→ GIVEN PROBLEM: Print all of the lines exactly. Any picture among them stays out.

→ PROVIDED DATA:
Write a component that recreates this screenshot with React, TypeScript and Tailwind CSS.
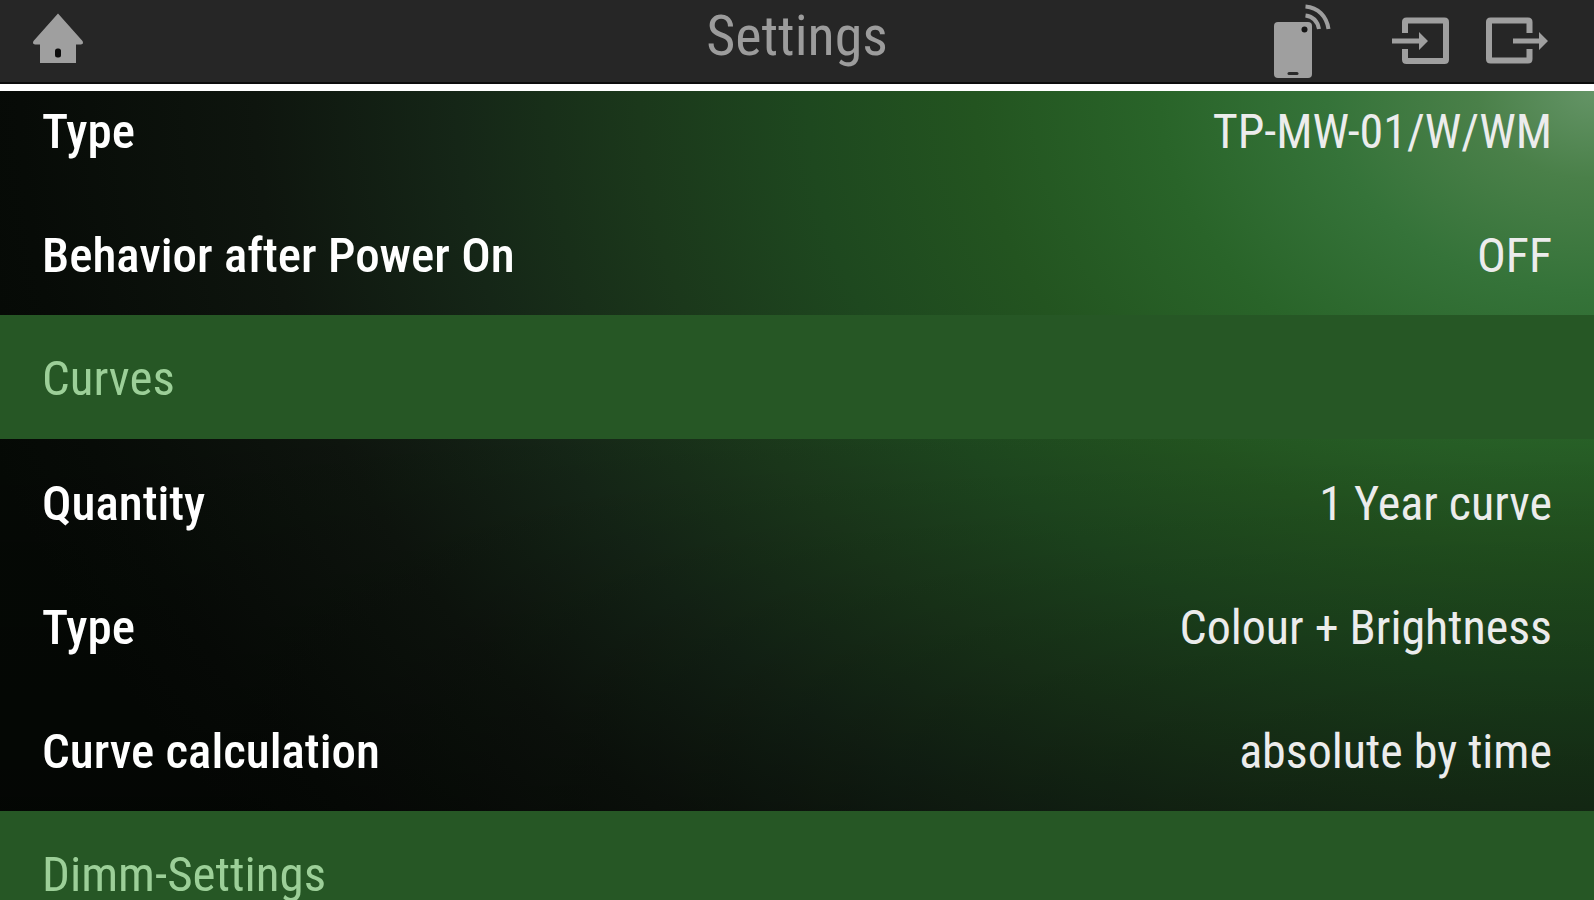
type Item = { label: string; value: string };
type Section = { title?: string; items: Item[] };

const sections: Section[] = [
  {
    items: [
      { label: 'Type', value: 'TP-MW-01/W/WM' },
      { label: 'Behavior after Power On', value: 'OFF' },
    ],
  },
  {
    title: 'Curves',
    items: [
      { label: 'Quantity', value: '1 Year curve' },
      { label: 'Type', value: 'Colour + Brightness' },
      { label: 'Curve calculation', value: 'absolute by time' },
    ],
  },
  { title: 'Dimm-Settings', items: [] },
];

function HomeIcon() {
  return (
    <svg width="52" height="52" viewBox="0 0 52 52" aria-hidden="true">
      <path
        d="M26 1.500 50.500 29Q52 32 49 32.500H44V51H8V32.500H3Q0 32 1.500 29Z"
        fill="#9f9f9f"
      />
      <rect x="23" y="36.500" width="6" height="9" rx="2.500" fill="#0c0c0c" />
    </svg>
  );
}

function RemoteIcon() {
  return (
    <svg width="60" height="76" viewBox="0 0 60 76" aria-hidden="true">
      <rect x="2" y="19" width="38" height="56" rx="4" fill="#9f9f9f" />
      <circle cx="32.500" cy="26.500" r="3" fill="#151515" />
      <rect x="15.500" y="69" width="11" height="3" rx="1.500" fill="#2a2a2a" />
      <g fill="none" stroke="#9f9f9f" strokeWidth="4">
        <path d="M33.500 3.500C46 4.500 54.500 13 56.500 26" />
        <path d="M33.500 12.500C41 13.500 45.500 18 47 26" />
      </g>
    </svg>
  );
}

function ImportIcon() {
  return (
    <svg width="60" height="52" viewBox="0 0 60 52" aria-hidden="true">
      <path
        d="M14 19V8Q14 6.500 15.500 6.500H53.500Q55 6.500 55 8V45.500Q55 47 53.500 47H15.500Q14 47 14 45.500V35"
        fill="none"
        stroke="#9f9f9f"
        strokeWidth="6"
      />
      <path d="M1 24.500H28V18L37 27 28 36V29.500H1Z" fill="#9f9f9f" />
    </svg>
  );
}

function ExportIcon() {
  return (
    <svg width="66" height="52" viewBox="0 0 66 52" aria-hidden="true">
      <path
        d="M46.500 19V8Q46.500 6.500 45 6.500H7.500Q6 6.500 6 8V45Q6 46.500 7.500 46.500H45Q46.500 46.500 46.500 45V35"
        fill="none"
        stroke="#9f9f9f"
        strokeWidth="6"
      />
      <path d="M30 24.500H56V18L65 27 56 36V29.500H30Z" fill="#9f9f9f" />
    </svg>
  );
}

function Header() {
  return (
    <header className="relative z-10 grid h-[91px] shrink-0 grid-cols-[1fr_auto_1fr] items-start border-b-[7px] border-white bg-[#262626] px-8 shadow-[inset_0_-2px_0_#0c0c0c]">
      <button type="button" aria-label="Home" className="mt-3 justify-self-start">
        <HomeIcon />
      </button>
      <h1 className="pt-1 text-[56px] leading-[64px] font-normal text-[#9c9c9c]">Settings</h1>
      <div className="mr-[13px] flex items-start justify-self-end">
        <button type="button" aria-label="Remote access" className="mt-[3px] mr-[59px]">
          <RemoteIcon />
        </button>
        <button type="button" aria-label="Import" className="mt-[14px] mr-8">
          <ImportIcon />
        </button>
        <button type="button" aria-label="Export" className="mt-[14px]">
          <ExportIcon />
        </button>
      </div>
    </header>
  );
}

function Row({ label, value }: Item) {
  return (
    <div className="flex h-31 items-center justify-between px-[42px] pt-[6px]">
      <dt className="text-[49px] font-medium text-white">{label}</dt>
      <dd className="text-[48px] text-[#ececec]">{value}</dd>
    </div>
  );
}

export default function App() {
  return (
    <div className="flex h-screen flex-col overflow-hidden bg-black font-['Roboto_Condensed',Roboto,sans-serif]">
      <Header />
      <main className="min-h-0 flex-1 overflow-hidden bg-[linear-gradient(to_bottom,rgba(0,0,0,0)_40%,rgba(0,0,0,0.35)_95%),radial-gradient(105%_155%_at_100%_0%,#649466_0%,#4a8049_7%,#357339_16%,#296429_26%,#235420_37%,#1e481f_47%,#1b381b_57%,#152617_68%,#0e150e_80%,#070b07_94%,#050905_100%)]">
        <div className="-mt-6 leading-[48px]">
          {sections.map((section, index) => (
            <section key={index}>
              {section.title && (
                <h2 className="flex h-31 items-center bg-[#265725] px-[42px] pt-1 text-[49px] text-[#9ccf98]">
                  {section.title}
                </h2>
              )}
              <dl>
                {section.items.map((item) => (
                  <Row key={item.label} {...item} />
                ))}
              </dl>
            </section>
          ))}
        </div>
      </main>
    </div>
  );
}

→ TASK ANSWER:
Write a component that recreates this screenshot with React, TypeScript and Tailwind CSS.
type Item = { label: string; value: string };
type Section = { title?: string; items: Item[] };

const sections: Section[] = [
  {
    items: [
      { label: 'Type', value: 'TP-MW-01/W/WM' },
      { label: 'Behavior after Power On', value: 'OFF' },
    ],
  },
  {
    title: 'Curves',
    items: [
      { label: 'Quantity', value: '1 Year curve' },
      { label: 'Type', value: 'Colour + Brightness' },
      { label: 'Curve calculation', value: 'absolute by time' },
    ],
  },
  { title: 'Dimm-Settings', items: [] },
];

function HomeIcon() {
  return (
    <svg width="52" height="52" viewBox="0 0 52 52" aria-hidden="true">
      <path
        d="M26 1.500 50.500 29Q52 32 49 32.500H44V51H8V32.500H3Q0 32 1.500 29Z"
        fill="#9f9f9f"
      />
      <rect x="23" y="36.500" width="6" height="9" rx="2.500" fill="#0c0c0c" />
    </svg>
  );
}

function RemoteIcon() {
  return (
    <svg width="60" height="76" viewBox="0 0 60 76" aria-hidden="true">
      <rect x="2" y="19" width="38" height="56" rx="4" fill="#9f9f9f" />
      <circle cx="32.500" cy="26.500" r="3" fill="#151515" />
      <rect x="15.500" y="69" width="11" height="3" rx="1.500" fill="#2a2a2a" />
      <g fill="none" stroke="#9f9f9f" strokeWidth="4">
        <path d="M33.500 3.500C46 4.500 54.500 13 56.500 26" />
        <path d="M33.500 12.500C41 13.500 45.500 18 47 26" />
      </g>
    </svg>
  );
}

function ImportIcon() {
  return (
    <svg width="60" height="52" viewBox="0 0 60 52" aria-hidden="true">
      <path
        d="M14 19V8Q14 6.500 15.500 6.500H53.500Q55 6.500 55 8V45.500Q55 47 53.500 47H15.500Q14 47 14 45.500V35"
        fill="none"
        stroke="#9f9f9f"
        strokeWidth="6"
      />
      <path d="M1 24.500H28V18L37 27 28 36V29.500H1Z" fill="#9f9f9f" />
    </svg>
  );
}

function ExportIcon() {
  return (
    <svg width="66" height="52" viewBox="0 0 66 52" aria-hidden="true">
      <path
        d="M46.500 19V8Q46.500 6.500 45 6.500H7.500Q6 6.500 6 8V45Q6 46.500 7.500 46.500H45Q46.500 46.500 46.500 45V35"
        fill="none"
        stroke="#9f9f9f"
        strokeWidth="6"
      />
      <path d="M30 24.500H56V18L65 27 56 36V29.500H30Z" fill="#9f9f9f" />
    </svg>
  );
}

function Header() {
  return (
    <header className="relative z-10 grid h-[91px] shrink-0 grid-cols-[1fr_auto_1fr] items-start border-b-[7px] border-white bg-[#262626] px-8 shadow-[inset_0_-2px_0_#0c0c0c]">
      <button type="button" aria-label="Home" className="mt-3 justify-self-start">
        <HomeIcon />
      </button>
      <h1 className="pt-1 text-[56px] leading-[64px] font-normal text-[#9c9c9c]">Settings</h1>
      <div className="mr-[13px] flex items-start justify-self-end">
        <button type="button" aria-label="Remote access" className="mt-[3px] mr-[59px]">
          <RemoteIcon />
        </button>
        <button type="button" aria-label="Import" className="mt-[14px] mr-8">
          <ImportIcon />
        </button>
        <button type="button" aria-label="Export" className="mt-[14px]">
          <ExportIcon />
        </button>
      </div>
    </header>
  );
}

function Row({ label, value }: Item) {
  return (
    <div className="flex h-31 items-center justify-between px-[42px] pt-[6px]">
      <dt className="text-[49px] font-medium text-white">{label}</dt>
      <dd className="text-[48px] text-[#ececec]">{value}</dd>
    </div>
  );
}

export default function App() {
  return (
    <div className="flex h-screen flex-col overflow-hidden bg-black font-['Roboto_Condensed',Roboto,sans-serif]">
      <Header />
      <main className="min-h-0 flex-1 overflow-hidden bg-[linear-gradient(to_bottom,rgba(0,0,0,0)_40%,rgba(0,0,0,0.35)_95%),radial-gradient(105%_155%_at_100%_0%,#649466_0%,#4a8049_7%,#357339_16%,#296429_26%,#235420_37%,#1e481f_47%,#1b381b_57%,#152617_68%,#0e150e_80%,#070b07_94%,#050905_100%)]">
        <div className="-mt-6 leading-[48px]">
          {sections.map((section, index) => (
            <section key={index}>
              {section.title && (
                <h2 className="flex h-31 items-center bg-[#265725] px-[42px] pt-1 text-[49px] text-[#9ccf98]">
                  {section.title}
                </h2>
              )}
              <dl>
                {section.items.map((item) => (
                  <Row key={item.label} {...item} />
                ))}
              </dl>
            </section>
          ))}
        </div>
      </main>
    </div>
  );
}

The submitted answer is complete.